Supplied data:
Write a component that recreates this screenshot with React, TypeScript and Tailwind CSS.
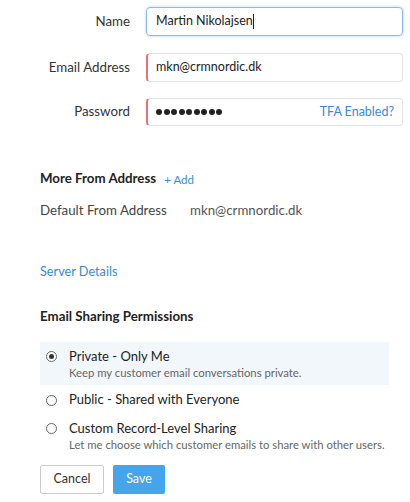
import React from "react";

function Radio({ checked }: { checked?: boolean }) {
  return (
    <span className="w-[11px] h-[11px] rounded-full border border-[#666] flex items-center justify-center bg-white">
      {checked && <span className="w-[5px] h-[5px] rounded-full bg-[#333]"></span>}
    </span>
  );
}

export default function App() {
  const font = { fontFamily: "Lato, 'Noto Sans', sans-serif" };
  return (
    <div className="w-[410px] h-[502px] bg-white text-[#333] relative overflow-hidden" style={font}>
      <div className="pt-[7px] pl-[40px] pr-[7px]">
        {/* Name */}
        <div className="flex items-center h-[29px]">
          <div className="w-[90px] text-right text-[13.3px] text-[#333]">Name</div>
          <div className="ml-[16px] flex-1 h-[29px] rounded-[4px] border border-[#8ab8f0] shadow-[0_0_3px_rgba(100,160,240,0.5)] flex items-center pl-[9px] text-[12.5px] text-[#222]">
            Martin Nikolajsen<span className="inline-block w-px h-[15px] bg-[#222]"></span>
          </div>
        </div>
        {/* Email */}
        <div className="flex items-center h-[29px] mt-[17px]">
          <div className="w-[90px] text-right text-[13.3px] text-[#333]">Email Address</div>
          <div className="ml-[16px] flex-1 h-[29px] rounded-[4px] border border-[#e3e3e3] border-l-2 border-l-[#ec7070] flex items-center pl-[8px] text-[12.5px] text-[#222]">
            mkn@crmnordic.dk
          </div>
        </div>
        {/* Password */}
        <div className="flex items-center h-[28px] mt-[16px]">
          <div className="w-[90px] text-right text-[13.3px] text-[#333]">Password</div>
          <div className="ml-[16px] flex-1 h-[28px] rounded-[4px] border border-[#e3e3e3] border-l-2 border-l-[#ec7070] flex items-center pl-[8px] pr-[8px]">
            <span className="flex gap-[1.5px] flex-1">
              {Array.from({ length: 9 }).map((_, i) => (
                <span key={i} className="inline-block w-[6px] h-[6px] rounded-full bg-[#222]"></span>
              ))}
            </span>
            <span className="text-[12.5px] text-[#3a8ad6]">TFA Enabled?</span>
          </div>
        </div>

        {/* More From Address */}
        <div className="mt-[43px] h-[20px] flex items-center">
          <span className="text-[13.3px] font-bold text-[#222]">More From Address</span>
          <span className="ml-[8px] text-[11.5px] text-[#3a8ad6] pt-[2px]">+ Add</span>
        </div>
        <div className="mt-[12px] h-[20px] flex items-center text-[13.3px]">
          <span className="text-[#444] w-[150px]">Default From Address</span>
          <span className="text-[#555]">mkn@crmnordic.dk</span>
        </div>

        <div className="mt-[41px] h-[20px] flex items-center text-[12.7px] text-[#3a8ad6]">Server Details</div>

        <div className="mt-[25px] h-[20px] flex items-center text-[13.3px] font-bold text-[#222]">Email Sharing Permissions</div>

        {/* Radios */}
        <div className="mt-[15px] w-[349px]">
          <div className="bg-[#f2f7fc] h-[43px] flex pt-[6px]">
            <div className="w-[22px] flex justify-center pt-[3px]">
              <Radio checked />
            </div>
            <div className="ml-[7px] flex flex-col">
              <span className="text-[13px] text-[#222] leading-[17px]">Private - Only Me</span>
              <span className="text-[11.3px] text-[#666] leading-[15px] whitespace-nowrap">Keep my customer email conversations private.</span>
            </div>
          </div>
          <div className="h-[30px] flex items-center">
            <div className="w-[22px] flex justify-center">
              <Radio />
            </div>
            <span className="ml-[7px] text-[13px] text-[#222]">Public - Shared with Everyone</span>
          </div>
          <div className="flex pt-[5px]">
            <div className="w-[22px] flex justify-center pt-[3px]">
              <Radio />
            </div>
            <div className="ml-[7px] flex flex-col">
              <span className="text-[13px] text-[#222] leading-[17px]">Custom Record-Level Sharing</span>
              <span className="text-[11.3px] text-[#666] leading-[15px] whitespace-nowrap">Let me choose which customer emails to share with other users.</span>
            </div>
          </div>
        </div>

        {/* Buttons */}
        <div className="mt-[13px] flex gap-[9px]">
          <button className="w-[64px] h-[29px] border border-[#ccc] rounded-[2px] bg-white text-[12.5px] text-[#333]">Cancel</button>
          <button className="w-[52px] h-[29px] rounded-[2px] bg-[#45a4ea] text-[12.5px] text-white">Save</button>
        </div>
      </div>
    </div>
  );
}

What the task asks:
Repeat the material above verbatim, with no pictures in the output.

Response below:
Write a component that recreates this screenshot with React, TypeScript and Tailwind CSS.
import React from "react";

function Radio({ checked }: { checked?: boolean }) {
  return (
    <span className="w-[11px] h-[11px] rounded-full border border-[#666] flex items-center justify-center bg-white">
      {checked && <span className="w-[5px] h-[5px] rounded-full bg-[#333]"></span>}
    </span>
  );
}

export default function App() {
  const font = { fontFamily: "Lato, 'Noto Sans', sans-serif" };
  return (
    <div className="w-[410px] h-[502px] bg-white text-[#333] relative overflow-hidden" style={font}>
      <div className="pt-[7px] pl-[40px] pr-[7px]">
        {/* Name */}
        <div className="flex items-center h-[29px]">
          <div className="w-[90px] text-right text-[13.3px] text-[#333]">Name</div>
          <div className="ml-[16px] flex-1 h-[29px] rounded-[4px] border border-[#8ab8f0] shadow-[0_0_3px_rgba(100,160,240,0.5)] flex items-center pl-[9px] text-[12.5px] text-[#222]">
            Martin Nikolajsen<span className="inline-block w-px h-[15px] bg-[#222]"></span>
          </div>
        </div>
        {/* Email */}
        <div className="flex items-center h-[29px] mt-[17px]">
          <div className="w-[90px] text-right text-[13.3px] text-[#333]">Email Address</div>
          <div className="ml-[16px] flex-1 h-[29px] rounded-[4px] border border-[#e3e3e3] border-l-2 border-l-[#ec7070] flex items-center pl-[8px] text-[12.5px] text-[#222]">
            mkn@crmnordic.dk
          </div>
        </div>
        {/* Password */}
        <div className="flex items-center h-[28px] mt-[16px]">
          <div className="w-[90px] text-right text-[13.3px] text-[#333]">Password</div>
          <div className="ml-[16px] flex-1 h-[28px] rounded-[4px] border border-[#e3e3e3] border-l-2 border-l-[#ec7070] flex items-center pl-[8px] pr-[8px]">
            <span className="flex gap-[1.5px] flex-1">
              {Array.from({ length: 9 }).map((_, i) => (
                <span key={i} className="inline-block w-[6px] h-[6px] rounded-full bg-[#222]"></span>
              ))}
            </span>
            <span className="text-[12.5px] text-[#3a8ad6]">TFA Enabled?</span>
          </div>
        </div>

        {/* More From Address */}
        <div className="mt-[43px] h-[20px] flex items-center">
          <span className="text-[13.3px] font-bold text-[#222]">More From Address</span>
          <span className="ml-[8px] text-[11.5px] text-[#3a8ad6] pt-[2px]">+ Add</span>
        </div>
        <div className="mt-[12px] h-[20px] flex items-center text-[13.3px]">
          <span className="text-[#444] w-[150px]">Default From Address</span>
          <span className="text-[#555]">mkn@crmnordic.dk</span>
        </div>

        <div className="mt-[41px] h-[20px] flex items-center text-[12.7px] text-[#3a8ad6]">Server Details</div>

        <div className="mt-[25px] h-[20px] flex items-center text-[13.3px] font-bold text-[#222]">Email Sharing Permissions</div>

        {/* Radios */}
        <div className="mt-[15px] w-[349px]">
          <div className="bg-[#f2f7fc] h-[43px] flex pt-[6px]">
            <div className="w-[22px] flex justify-center pt-[3px]">
              <Radio checked />
            </div>
            <div className="ml-[7px] flex flex-col">
              <span className="text-[13px] text-[#222] leading-[17px]">Private - Only Me</span>
              <span className="text-[11.3px] text-[#666] leading-[15px] whitespace-nowrap">Keep my customer email conversations private.</span>
            </div>
          </div>
          <div className="h-[30px] flex items-center">
            <div className="w-[22px] flex justify-center">
              <Radio />
            </div>
            <span className="ml-[7px] text-[13px] text-[#222]">Public - Shared with Everyone</span>
          </div>
          <div className="flex pt-[5px]">
            <div className="w-[22px] flex justify-center pt-[3px]">
              <Radio />
            </div>
            <div className="ml-[7px] flex flex-col">
              <span className="text-[13px] text-[#222] leading-[17px]">Custom Record-Level Sharing</span>
              <span className="text-[11.3px] text-[#666] leading-[15px] whitespace-nowrap">Let me choose which customer emails to share with other users.</span>
            </div>
          </div>
        </div>

        {/* Buttons */}
        <div className="mt-[13px] flex gap-[9px]">
          <button className="w-[64px] h-[29px] border border-[#ccc] rounded-[2px] bg-white text-[12.5px] text-[#333]">Cancel</button>
          <button className="w-[52px] h-[29px] rounded-[2px] bg-[#45a4ea] text-[12.5px] text-white">Save</button>
        </div>
      </div>
    </div>
  );
}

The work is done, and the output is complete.